What you should do: In the data that follows, count every line holding the string "produces" and give the count alone.

start

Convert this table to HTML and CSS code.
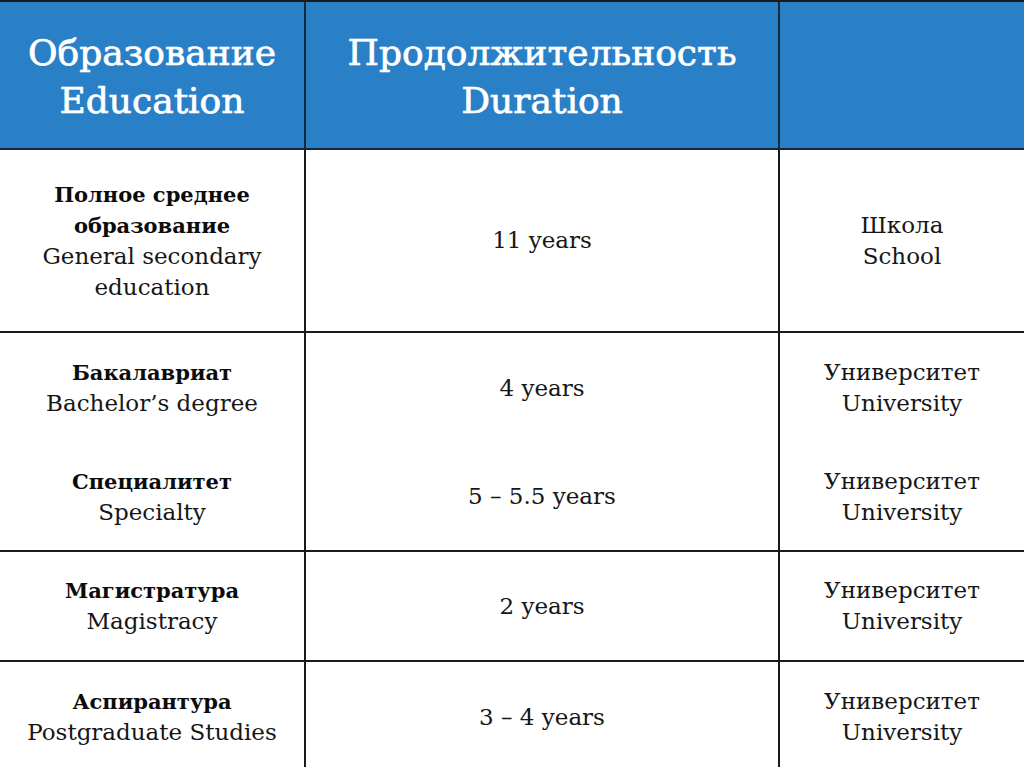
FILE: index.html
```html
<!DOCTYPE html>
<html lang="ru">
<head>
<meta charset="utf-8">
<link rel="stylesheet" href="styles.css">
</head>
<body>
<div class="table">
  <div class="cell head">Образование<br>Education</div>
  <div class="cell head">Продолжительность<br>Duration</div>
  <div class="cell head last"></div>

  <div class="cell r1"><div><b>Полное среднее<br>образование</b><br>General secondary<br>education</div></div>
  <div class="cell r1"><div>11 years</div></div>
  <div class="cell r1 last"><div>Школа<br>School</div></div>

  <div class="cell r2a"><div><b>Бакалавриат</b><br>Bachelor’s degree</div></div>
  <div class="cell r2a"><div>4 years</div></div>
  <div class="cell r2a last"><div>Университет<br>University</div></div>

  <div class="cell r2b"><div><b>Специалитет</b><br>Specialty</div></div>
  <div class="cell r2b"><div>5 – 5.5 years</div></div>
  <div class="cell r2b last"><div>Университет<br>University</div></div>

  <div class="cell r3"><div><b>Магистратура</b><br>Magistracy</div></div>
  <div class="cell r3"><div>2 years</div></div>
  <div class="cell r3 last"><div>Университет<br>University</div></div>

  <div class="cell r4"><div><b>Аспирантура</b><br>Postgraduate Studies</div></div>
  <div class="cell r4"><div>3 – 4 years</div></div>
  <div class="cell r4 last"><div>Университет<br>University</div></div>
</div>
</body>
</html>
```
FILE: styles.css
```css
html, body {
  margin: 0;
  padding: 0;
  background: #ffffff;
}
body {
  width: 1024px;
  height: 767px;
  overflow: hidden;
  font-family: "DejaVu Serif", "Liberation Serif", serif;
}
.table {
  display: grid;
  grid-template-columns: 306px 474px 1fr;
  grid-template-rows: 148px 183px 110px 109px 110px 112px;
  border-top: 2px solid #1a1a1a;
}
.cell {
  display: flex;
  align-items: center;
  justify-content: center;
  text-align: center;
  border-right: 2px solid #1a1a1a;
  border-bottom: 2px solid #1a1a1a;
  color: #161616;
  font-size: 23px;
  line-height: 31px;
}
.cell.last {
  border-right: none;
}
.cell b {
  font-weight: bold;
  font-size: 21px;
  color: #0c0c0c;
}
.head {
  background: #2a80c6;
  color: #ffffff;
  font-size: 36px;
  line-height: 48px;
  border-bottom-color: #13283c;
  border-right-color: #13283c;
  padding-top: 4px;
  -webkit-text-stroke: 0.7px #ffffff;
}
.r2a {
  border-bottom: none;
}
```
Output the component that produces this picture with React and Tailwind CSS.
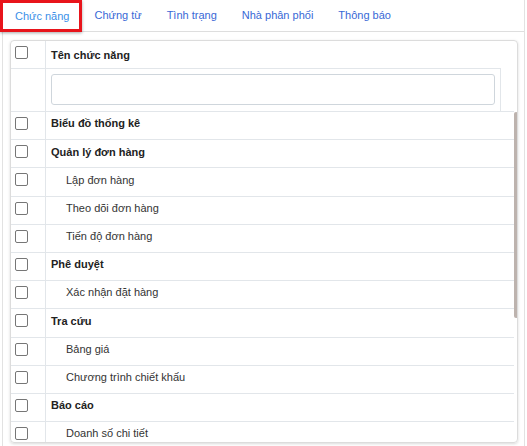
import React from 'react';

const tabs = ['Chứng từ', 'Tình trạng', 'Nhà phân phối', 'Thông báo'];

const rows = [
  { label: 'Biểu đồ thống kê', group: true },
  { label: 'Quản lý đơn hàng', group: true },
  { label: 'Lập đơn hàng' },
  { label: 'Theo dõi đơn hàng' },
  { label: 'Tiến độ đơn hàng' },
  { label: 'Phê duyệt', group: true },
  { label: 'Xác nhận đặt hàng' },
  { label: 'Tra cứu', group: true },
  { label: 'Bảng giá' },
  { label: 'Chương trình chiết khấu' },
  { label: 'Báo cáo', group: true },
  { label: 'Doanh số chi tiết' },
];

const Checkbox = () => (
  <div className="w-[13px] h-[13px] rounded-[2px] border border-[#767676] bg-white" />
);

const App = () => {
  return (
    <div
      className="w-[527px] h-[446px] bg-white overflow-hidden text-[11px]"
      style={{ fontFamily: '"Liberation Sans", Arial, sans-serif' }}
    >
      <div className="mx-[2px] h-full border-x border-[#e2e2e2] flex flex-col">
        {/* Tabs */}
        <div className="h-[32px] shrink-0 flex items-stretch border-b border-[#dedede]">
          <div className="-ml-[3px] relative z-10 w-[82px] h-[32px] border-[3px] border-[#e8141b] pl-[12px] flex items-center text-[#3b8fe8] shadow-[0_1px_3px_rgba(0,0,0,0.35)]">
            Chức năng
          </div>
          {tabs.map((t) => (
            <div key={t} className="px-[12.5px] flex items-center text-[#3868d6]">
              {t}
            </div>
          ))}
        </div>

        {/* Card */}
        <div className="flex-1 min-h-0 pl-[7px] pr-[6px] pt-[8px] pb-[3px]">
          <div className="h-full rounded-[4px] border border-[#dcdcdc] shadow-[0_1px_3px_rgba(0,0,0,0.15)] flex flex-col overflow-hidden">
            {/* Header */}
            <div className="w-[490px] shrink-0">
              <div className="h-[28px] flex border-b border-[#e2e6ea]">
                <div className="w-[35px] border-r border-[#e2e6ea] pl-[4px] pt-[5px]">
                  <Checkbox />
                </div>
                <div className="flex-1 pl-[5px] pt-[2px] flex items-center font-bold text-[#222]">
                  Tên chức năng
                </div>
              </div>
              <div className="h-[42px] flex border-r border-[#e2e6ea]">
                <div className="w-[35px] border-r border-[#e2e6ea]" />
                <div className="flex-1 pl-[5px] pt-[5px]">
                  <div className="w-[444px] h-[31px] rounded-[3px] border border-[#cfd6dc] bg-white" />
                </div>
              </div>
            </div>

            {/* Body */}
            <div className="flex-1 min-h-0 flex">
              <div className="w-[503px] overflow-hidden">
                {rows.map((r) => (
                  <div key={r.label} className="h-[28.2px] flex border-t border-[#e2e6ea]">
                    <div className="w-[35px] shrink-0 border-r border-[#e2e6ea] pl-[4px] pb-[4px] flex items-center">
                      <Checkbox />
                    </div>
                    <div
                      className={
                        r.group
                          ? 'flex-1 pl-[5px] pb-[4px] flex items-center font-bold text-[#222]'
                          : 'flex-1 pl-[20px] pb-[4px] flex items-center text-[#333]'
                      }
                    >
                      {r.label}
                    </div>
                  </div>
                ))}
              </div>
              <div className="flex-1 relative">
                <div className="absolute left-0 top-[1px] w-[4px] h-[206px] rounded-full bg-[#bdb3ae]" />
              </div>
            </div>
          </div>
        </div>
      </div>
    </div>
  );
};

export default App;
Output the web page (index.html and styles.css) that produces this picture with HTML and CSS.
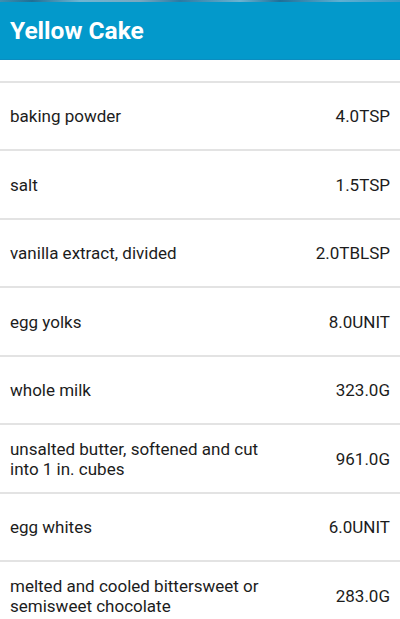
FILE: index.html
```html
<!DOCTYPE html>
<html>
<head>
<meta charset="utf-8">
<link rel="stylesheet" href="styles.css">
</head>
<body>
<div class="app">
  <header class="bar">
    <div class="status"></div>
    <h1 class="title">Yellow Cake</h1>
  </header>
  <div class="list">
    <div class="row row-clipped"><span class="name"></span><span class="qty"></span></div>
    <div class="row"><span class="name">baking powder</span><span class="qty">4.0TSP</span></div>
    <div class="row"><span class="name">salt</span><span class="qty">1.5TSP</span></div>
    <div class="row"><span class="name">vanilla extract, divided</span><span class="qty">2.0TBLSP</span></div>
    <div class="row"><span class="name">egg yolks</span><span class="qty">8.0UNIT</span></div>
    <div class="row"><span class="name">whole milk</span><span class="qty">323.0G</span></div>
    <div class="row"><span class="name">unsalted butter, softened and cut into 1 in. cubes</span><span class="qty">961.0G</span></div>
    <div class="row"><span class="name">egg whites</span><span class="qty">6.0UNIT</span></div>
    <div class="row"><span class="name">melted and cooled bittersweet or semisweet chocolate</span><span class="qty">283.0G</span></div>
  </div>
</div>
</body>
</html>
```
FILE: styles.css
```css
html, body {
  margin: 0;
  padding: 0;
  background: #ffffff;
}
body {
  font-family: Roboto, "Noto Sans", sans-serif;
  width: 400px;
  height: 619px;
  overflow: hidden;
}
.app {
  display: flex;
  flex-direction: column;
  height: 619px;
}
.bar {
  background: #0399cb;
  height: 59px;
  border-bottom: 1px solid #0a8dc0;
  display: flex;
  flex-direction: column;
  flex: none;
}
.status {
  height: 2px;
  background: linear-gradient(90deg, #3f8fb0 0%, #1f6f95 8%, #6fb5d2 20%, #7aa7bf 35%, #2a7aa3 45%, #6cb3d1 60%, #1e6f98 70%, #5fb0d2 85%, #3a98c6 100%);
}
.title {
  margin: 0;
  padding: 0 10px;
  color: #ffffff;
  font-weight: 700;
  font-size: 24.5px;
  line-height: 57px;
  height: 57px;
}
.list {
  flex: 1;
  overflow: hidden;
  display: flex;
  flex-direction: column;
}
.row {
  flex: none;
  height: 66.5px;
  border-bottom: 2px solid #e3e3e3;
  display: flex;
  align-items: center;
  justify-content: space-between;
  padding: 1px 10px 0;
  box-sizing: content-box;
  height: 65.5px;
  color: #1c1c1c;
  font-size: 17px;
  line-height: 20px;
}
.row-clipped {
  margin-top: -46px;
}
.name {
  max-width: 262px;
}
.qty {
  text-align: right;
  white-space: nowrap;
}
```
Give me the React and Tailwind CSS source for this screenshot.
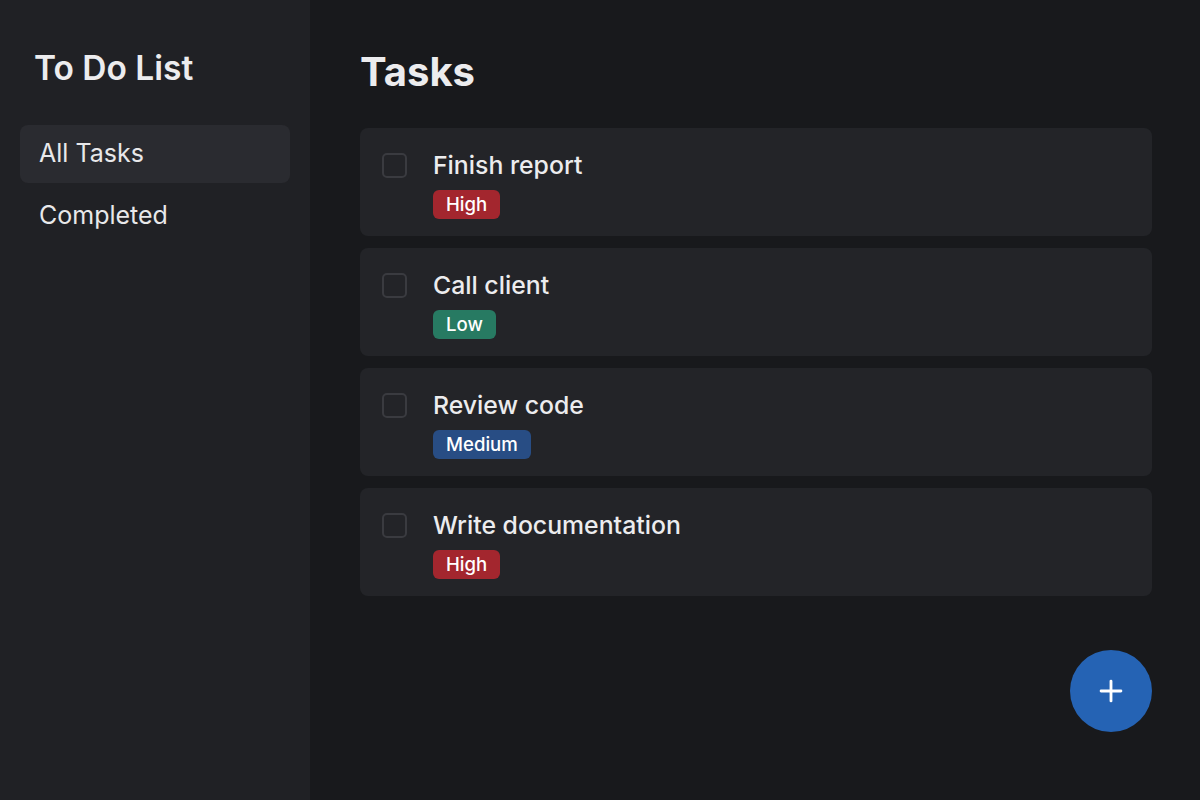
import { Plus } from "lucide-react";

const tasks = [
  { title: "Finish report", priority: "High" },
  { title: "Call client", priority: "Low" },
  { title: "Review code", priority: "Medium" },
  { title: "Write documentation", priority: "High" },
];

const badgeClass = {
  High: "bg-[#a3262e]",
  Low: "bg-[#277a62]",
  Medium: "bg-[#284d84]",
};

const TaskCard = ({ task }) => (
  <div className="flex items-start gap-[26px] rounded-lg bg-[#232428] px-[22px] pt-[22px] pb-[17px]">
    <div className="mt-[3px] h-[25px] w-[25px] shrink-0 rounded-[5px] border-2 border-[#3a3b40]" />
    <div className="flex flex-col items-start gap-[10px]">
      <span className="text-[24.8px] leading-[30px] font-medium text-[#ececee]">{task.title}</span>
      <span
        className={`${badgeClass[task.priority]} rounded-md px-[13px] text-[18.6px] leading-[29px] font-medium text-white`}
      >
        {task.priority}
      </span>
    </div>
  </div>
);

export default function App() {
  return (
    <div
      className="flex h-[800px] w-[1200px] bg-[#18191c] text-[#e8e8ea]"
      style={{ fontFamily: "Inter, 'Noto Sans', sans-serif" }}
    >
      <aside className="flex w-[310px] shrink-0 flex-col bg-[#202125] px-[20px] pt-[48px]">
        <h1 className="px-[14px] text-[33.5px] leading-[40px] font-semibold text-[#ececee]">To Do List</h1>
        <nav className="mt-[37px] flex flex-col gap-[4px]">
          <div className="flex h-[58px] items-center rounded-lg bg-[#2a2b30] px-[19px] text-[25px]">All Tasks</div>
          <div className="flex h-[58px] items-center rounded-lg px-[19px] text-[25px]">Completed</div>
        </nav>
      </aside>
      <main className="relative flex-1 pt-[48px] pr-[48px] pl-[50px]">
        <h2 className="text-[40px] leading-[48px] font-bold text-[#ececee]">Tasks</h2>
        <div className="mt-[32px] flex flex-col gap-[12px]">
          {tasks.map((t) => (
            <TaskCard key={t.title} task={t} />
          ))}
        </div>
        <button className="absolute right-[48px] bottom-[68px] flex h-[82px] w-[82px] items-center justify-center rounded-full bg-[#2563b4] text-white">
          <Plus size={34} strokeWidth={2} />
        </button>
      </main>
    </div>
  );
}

end

Expected answer: 2